クサイ臭いの話はこの辺にして、最後は、苦い口を漱ぐため美味しい水の話で締め括ろう。
丹沢山地が生み出す日本一の名水
水道が普及していなかった当時、各家には井戸があり、つるべや手押しポンプで水を汲みあげて飲み水、煮炊き、洗濯などの生活用水として使っていた。その味と匂いは、まろやかで、みずみずしく、本当に美味しかった。水温は一年を通して15℃前後、夏冷たく、冬温かく、夏はスイカや干物などを冷やすため井戸に吊るして冷蔵庫代わりとして使った。

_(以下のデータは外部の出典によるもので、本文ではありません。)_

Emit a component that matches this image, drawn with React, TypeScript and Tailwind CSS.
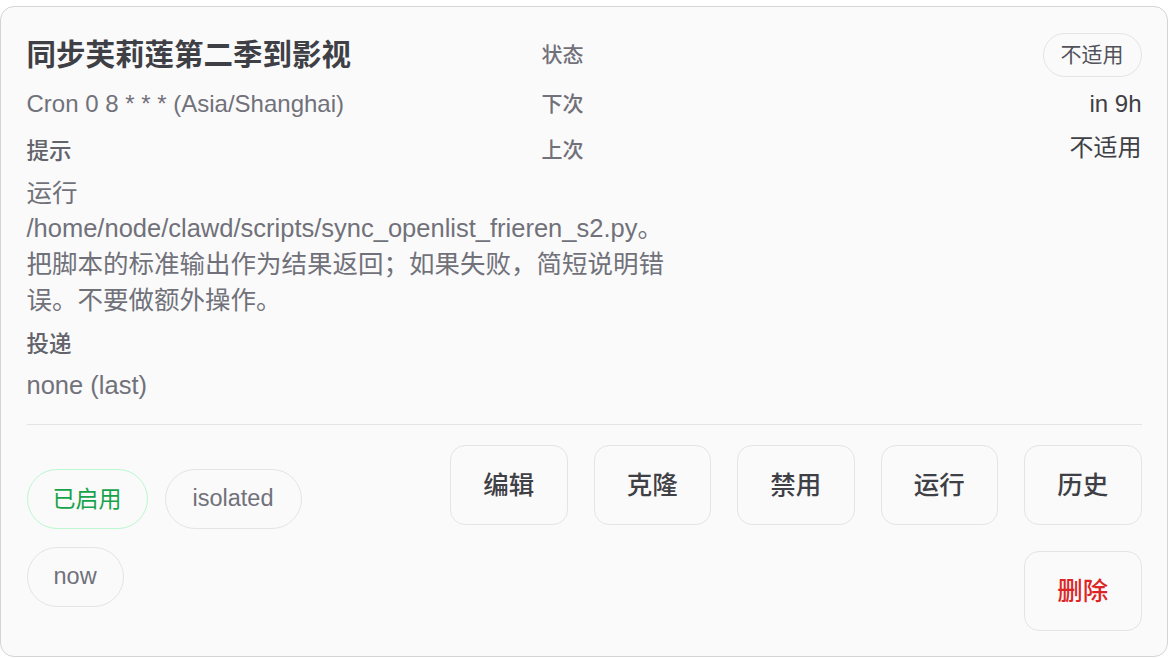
import React from 'react';

const font = { fontFamily: '"Liberation Sans", "Noto Sans CJK SC", sans-serif' };

const actions = ['编辑', '克隆', '禁用', '运行', '历史'];

export default function App() {
  return (
    <div className="min-h-screen bg-white pt-[6px]" style={font}>
      <div className="w-[1168px] rounded-[14px] border-[1.5px] border-[#d4d4d8] bg-[#fafafa] p-[25.5px]">
        {/* 顶部：任务信息 + 状态 */}
        <div className="grid grid-cols-[515px_1fr]">
          <div className="flex flex-col">
            <h2 className="text-[29.5px] leading-[44px] font-semibold text-[#3f3f46]">同步芙莉莲第二季到影视</h2>
            <div className="mt-[9.5px] text-[24px] leading-[36px] text-[#71717a]">Cron 0 8 * * * (Asia/Shanghai)</div>
            <div className="mt-[14.5px] text-[22.5px] leading-[30px] font-medium text-[#63636b]">提示</div>
            <div className="mt-[9px] w-[645px] text-[25.5px] leading-[1.4] text-[#71717a]">
              运行 /home/node/clawd/scripts/sync_openlist_frieren_s2.py。把脚本的标准输出作为结果返回；如果失败，简短说明错误。不要做额外操作。
            </div>
            <div className="mt-[12px] text-[22.5px] leading-[30px] font-medium text-[#63636b]">投递</div>
            <div className="mt-[7px] text-[25.5px] leading-[36px] text-[#71717a]">none (last)</div>
          </div>

          <div className="flex flex-col gap-[9.5px]">
            <div className="flex h-[44px] items-center justify-between">
              <span className="text-[21px] font-medium text-[#71717a]">状态</span>
              <span className="flex h-[44px] items-center rounded-full border-[1.5px] border-[#e4e4e7] px-[17px] text-[21px] text-[#52525b]">
                不适用
              </span>
            </div>
            <div className="flex h-[36px] items-center justify-between">
              <span className="text-[21px] font-medium text-[#71717a]">下次</span>
              <span className="text-[24px] text-[#3f3f46]">in 9h</span>
            </div>
            <div className="flex h-[36px] items-center justify-between">
              <span className="text-[21px] font-medium text-[#71717a]">上次</span>
              <span className="-mt-[4px] text-[24px] text-[#3f3f46]">不适用</span>
            </div>
          </div>
        </div>

        {/* 底部：标签 + 操作按钮 */}
        <div className="mt-[20.5px] flex items-center justify-between border-t-[1.5px] border-[#e4e4e7] pt-[20.5px]">
          <div className="flex w-[330px] flex-wrap gap-x-[17px] gap-y-[18px]">
            <span className="flex h-[60px] items-center rounded-full border-[1.5px] border-[#bbf7d0] px-[25px] text-[23px] text-[#16a34a]">
              已启用
            </span>
            <span className="flex h-[60px] items-center rounded-full border-[1.5px] border-[#e4e4e7] px-[27px] text-[23.5px] text-[#71717a]">
              isolated
            </span>
            <span className="flex h-[60px] items-center rounded-full border-[1.5px] border-[#e4e4e7] px-[26px] text-[23.5px] text-[#71717a]">
              now
            </span>
          </div>

          <div className="flex w-[694px] flex-wrap justify-end gap-x-[26px] gap-y-[25.5px]">
            {actions.map((a) => (
              <button
                key={a}
                className="flex h-[80px] w-[117.5px] items-center justify-center rounded-[15px] border-[1.5px] border-[#e4e4e7] bg-[#fafafa] text-[25.5px] font-medium text-[#3f3f46]"
              >
                {a}
              </button>
            ))}
            <button className="flex h-[80px] w-[117.5px] items-center justify-center rounded-[15px] border-[1.5px] border-[#e4e4e7] bg-[#fafafa] text-[25.5px] font-medium text-[#dc2626]">
              删除
            </button>
          </div>
        </div>
      </div>
    </div>
  );
}
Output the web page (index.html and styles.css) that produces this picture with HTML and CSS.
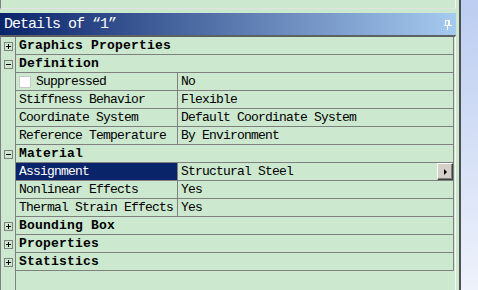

秦野の水は、後年、全国名水百選で第一位となり、そのおいしさが全国的に知られるようになるが、これは、丹沢山地を源流とする河川の水が、伏流水となって地下水になり、盆地全体が湧水群となっているお陰である。一時、工場や家庭からの廃水による地下水汚染に見舞われ、名水が存亡の危機に立たされたが、環境規制の強化により改善されて名水は復活、“丹沢の雫“として人気を呼んでいる。
願わくは自然が生み出すこの名水がいつまでも絶えることなく湧き続けますように!
丹沢名水 ”竜神の泉" (秦野市official website)
ヴァーチャル世代の子供たちの原香景は?
調香の原点は、“素材に始まり、素材に終わる”と常々思っている筆者であるが、同様に、香りの創作イメージを思い描き、調香する時、五感を通して自然の素材から学んだ子供時代の原体験が発想の源になっていることに改めて気付き、只々、自然の恩恵に感謝するばかりである。
今日、物が溢れ、人間により汚染された地球環境は悪化の一途を辿っているが、インターネットを始めとするヴァーチャルな世界に曝されている子供たちが、将来、大人になり、人生を振り返ってみた時、どのような原香景が繰り広げられているのであろうか?